We all know what happened next, but in spite of the claims of some that there was less than a dime’s worth of difference between the two, I saw Grand Canyon-sized chasms on a number of issues, and I was completely leery of this new Democratic Party and this new DNC and the lengths they had gone to to push Hillary out and install Obama.

McCain was never an option for me; his ideas are so far removed from who I am that voting for him felt like just more punishment for me.

So I sat it out.

If Joe Sestak thinks Pat Toomey is wrong for Pennsylvania, and he thinks Arlen Specter is wrong for Pennsylvania, the braver thing to do would be to say, “no thanks – I pass,” instead of retaliating against Specter by actively supporting or endorsing the candidate whose policies he was running against.
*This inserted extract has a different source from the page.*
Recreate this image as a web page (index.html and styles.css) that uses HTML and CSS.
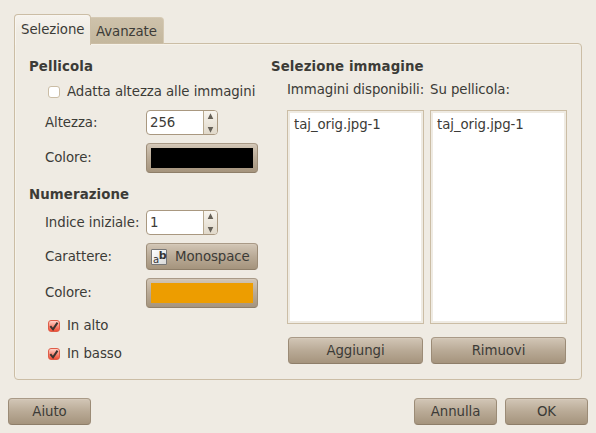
FILE: index.html
```html
<!DOCTYPE html>
<html lang="it">
<head>
<meta charset="utf-8">
<title>Pellicola</title>
<link rel="stylesheet" href="styles.css">
</head>
<body>
<main class="dialog">
  <nav class="tabs">
    <div class="tab active">Selezione</div>
    <div class="tab idle">Avanzate</div>
  </nav>
  <section class="panel">
    <div class="settings">
      <h2>Pellicola</h2>
      <label class="check-row first"><span class="check"></span>Adatta altezza alle immagini</label>
      <div class="row spin-row"><span>Altezza:</span>
        <div class="spin"><span class="value">256</span><span class="steps"><svg width="13" height="23" viewBox="0 0 13 23"><path d="M6.5 2.3 9.3 8H3.7zM6.5 21.7 9.3 16H3.7z"/></svg></span></div></div>
      <div class="row color-row"><span>Colore:</span><div class="button color"><i class="swatch black"></i></div></div>
      <h2 class="second">Numerazione</h2>
      <div class="row spin-row"><span>Indice iniziale:</span>
        <div class="spin"><span class="value">1</span><span class="steps"><svg width="13" height="23" viewBox="0 0 13 23"><path d="M6.5 2.3 9.3 8H3.7zM6.5 21.7 9.3 16H3.7z"/></svg></span></div></div>
      <div class="row font-row"><span>Carattere:</span><div class="button font"><span class="font-icon"><span class="a">a</span><b>b</b></span><span class="font-name">Monospace</span></div></div>
      <div class="row color-row"><span>Colore:</span><div class="button color"><i class="swatch orange"></i></div></div>
      <label class="check-row"><span class="check on"><svg width="12" height="12" viewBox="0 0 12 12"><path d="M2.3 6.2 5 9.3 9.5 2.6"/></svg></span>In alto</label>
      <label class="check-row"><span class="check on"><svg width="12" height="12" viewBox="0 0 12 12"><path d="M2.3 6.2 5 9.3 9.5 2.6"/></svg></span>In basso</label>
    </div>
    <div class="images">
      <h2>Selezione immagine</h2>
      <div class="lists">
        <div class="column"><span class="caption">Immagini disponibili:</span><div class="list">taj_orig.jpg-1</div><div class="button">Aggiungi</div></div>
        <div class="column"><span class="caption">Su pellicola:</span><div class="list">taj_orig.jpg-1</div><div class="button">Rimuovi</div></div>
      </div>
    </div>
  </section>
  <footer class="actions">
    <div class="button">Aiuto</div>
    <div class="button push">Annulla</div>
    <div class="button ok">OK</div>
  </footer>
</main>
</body>
</html>
```
FILE: styles.css
```css
* { box-sizing: border-box; }
body {
  margin: 0;
  background: #efebe3;
  color: #3c3b37;
  font: 13.333px/18px "DejaVu Sans", sans-serif;
  letter-spacing: -0.07px;
  white-space: nowrap;
}
.dialog { width: 596px; height: 433px; padding: 14px 8px 8px; overflow: hidden; }
.tabs { display: flex; align-items: flex-end; height: 30px; margin-left: 6px; position: relative; }
.tab { border: 1px solid #cbbda5; }
.active {
  width: 77px; height: 31px; margin-bottom: -1px; padding: 6px 0 0 6px;
  border-bottom: 0; border-radius: 4px 4px 0 0;
  background: linear-gradient(#f6f3ee, #efebe3 60%);
  box-shadow: inset 1px 1px #f8f5f0;
}
.idle {
  width: 73px; height: 27px; padding: 5px 0 0 5px;
  border-left: 0; border-radius: 0 4px 0 0;
  border-color: #d5c9b3 #d5c9b3 #cbbda5;
  background: linear-gradient(#cec2ab, #c4b79d);
}
.panel {
  display: flex;
  width: 568px; height: 337px; margin: -1px 0 18px 6px; padding: 14px 0 0 14px;
  border: 1px solid #cbbda5; border-radius: 0 4px 4px 4px;
  box-shadow: inset 1px 1px #f6f2e9;
}
h2 { height: 16px; margin: 0; font-size: 13.333px; line-height: 18px; font-weight: bold; letter-spacing: 0.1px; }
.settings { width: 242px; }
.check-row { display: flex; align-items: center; gap: 7px; height: 28px; margin-left: 19px; padding-top: 2px; }
.check-row.first { height: 18px; margin: 8px 0 10px 19px; }
.check {
  width: 12px; height: 12px;
  background: #fff; border: 1px solid #cbbda5; border-radius: 3px;
}
.check.on { border-color: #df5d48; background: linear-gradient(#ffd2c8, #f77a65 65%, #f04e36); }
.check svg { display: block; margin: -1px; fill: none; stroke: #3c3430; stroke-width: 2; }
.row { display: grid; grid-template-columns: 101px 112px; align-items: center; margin-left: 16px; }
.row > span { padding-top: 1px; }
.row.color-row > span { padding: 0 0 1px; }
.spin-row { height: 25px; margin-bottom: 8px; }
.spin {
  display: flex; width: 72px; height: 25px;
  background: #fff; border: 1px solid #a99880; border-radius: 4px; overflow: hidden;
}
.value { flex: 1; padding: 3px 0 0 3px; }
.steps { width: 14px; border-left: 1px solid #b9aa90; background: linear-gradient(#f8f5ef, #e1d9ca); }
.steps svg { display: block; fill: #666158; }
.button {
  display: flex; align-items: center; justify-content: center;
  height: 27px; padding-top: 1px;
  border: 1px solid #9d8c77; border-color: #a99a87 #9b8b76 #8e7e69; border-radius: 4px;
  background: linear-gradient(#d2c6b6, #b9aa96 50%, #a5947d);
  box-shadow: inset 0 1px #d5c9b9;
}
.color { height: 30px; padding: 4px; }
.swatch { width: 102px; height: 20px; }
.black { background: #000; }
.orange { background: #ed9d00; }
.second { margin: 13px 0 8px; }
.font-row { margin-bottom: 8px; }
.font { justify-content: flex-start; padding: 0 0 0 4px; gap: 8px; }
.font-name { padding-top: 1px; }
.font-icon {
  display: flex; width: 16px; height: 16px;
  border: 1px solid #777; border-radius: 1px;
  background: linear-gradient(135deg, #fff, #d9d9d9);
  color: #333; font-size: 10px; line-height: 9px; letter-spacing: -0.5px;
}
.font-icon .a { margin: 5px 0 0 1px; }
.font-icon b { margin-top: 1px; font-size: 11px; }
.row + .check-row { margin-top: 3px; }
.lists { display: grid; grid-template-columns: 137px 137px; gap: 6px; margin-left: 16px; }
.column { display: flex; flex-direction: column; }
.caption { margin-top: 7px; height: 29px; }
.list {
  height: 214px; padding: 5px 0 0 6px;
  background: #fff; border: 1px solid #cbbda5;
  outline: 2px solid #efebe3; outline-offset: -3px;
}
.column .button { width: 135px; margin: 13px 1px 0; }
.actions { display: flex; }
.actions .button { width: 83px; }
.push { margin-left: auto; }
.ok { margin-left: 8px; }
```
It’s time to be brave enough to break the pattern; the only thing that ever happens when we continue to co-dependently support candidates is that the dysfunction deepens and extends.

BDBlue's picture
Submitted by BDBlue on

as far as I'm concerned. Specter is horrible. Sestak isn't much (any?) better (Susie makes the case against him - Both are essentially corporate Democrats.* Neither of them or Toomey is going to make a damned bit of difference of the good, IMO.

All three candidates, IMO, could be poster children for why the legacy parties suck and why trying to choose among their candidates is, in the long run, a losing proposition. Toomey is exactly the kind of guy who will drive us to hell at 98 mph. Sestak is the kind who will brag about only taking us there at 89 mph.** Specter will go at either speed, depending on what's in it for him. No matter, the final destination remains the same for the rest of us regardless of which one of these assholes is driving.

Although good on you, illusionofjoy, for at least standing up for the right of people to demand representation and vote for whomever they want (including refusing to vote). If it were up to the parties we wouldn't even have the limited choices we have.

* To the extent either of them are Democrats (not that that's all that impressive a label these days), Arlen switched last year and Sestak registered as one in 2006 (insert military officer excuse here).

** Read the 98/89 mph analogy on a blog. Now I just have to remember where.

madamab's picture
Submitted by madamab on

All three candidates, IMO, could be poster children for why the legacy parties suck and why trying to choose among their candidates is, in the long run, a losing proposition.

Yes, yes, yes. "2% less evil!!!" doesn't cut it for me anymore.

Submitted by Anne on

people who are refusing to be guilted, goaded, harangued and terrorized into voting for candidates who (1) haven't done the jobs they were elected to do, even if "the other guys" probably wouldn't do them either, (2) consistently turn a deaf ear to the little people, the better to hear the sound of corporate cash fluttering into their coffers, (3) talk a good story, but fail to act accordingly, (4) view women's issues as peripheral, (5) have a distinctly "where else are they gonna go?" attitude.

I can't do it anymore because it doesn't get me better representation or better governance.

Oh, oh - but, if I don't vote, the other guys, the scary Republican crazies will win, and then lfe as we know it will end and it will be All. My. Fault.

Uh, no. The fault will lie with the weak-willed electorate that thinks "but the other guys are worse" is an actual standard worth groveling for, and doesn't demand better. The Democratic power structure is not going to fix itself - the giant descent they made into utter mediocrity and craven self-interest in 2008 ought to be proof of that - they LIKE it like this.

Yeah, so if the current crop of bums just make way for a different crop of bums, well, maybe that's what it will take for things to really start to change.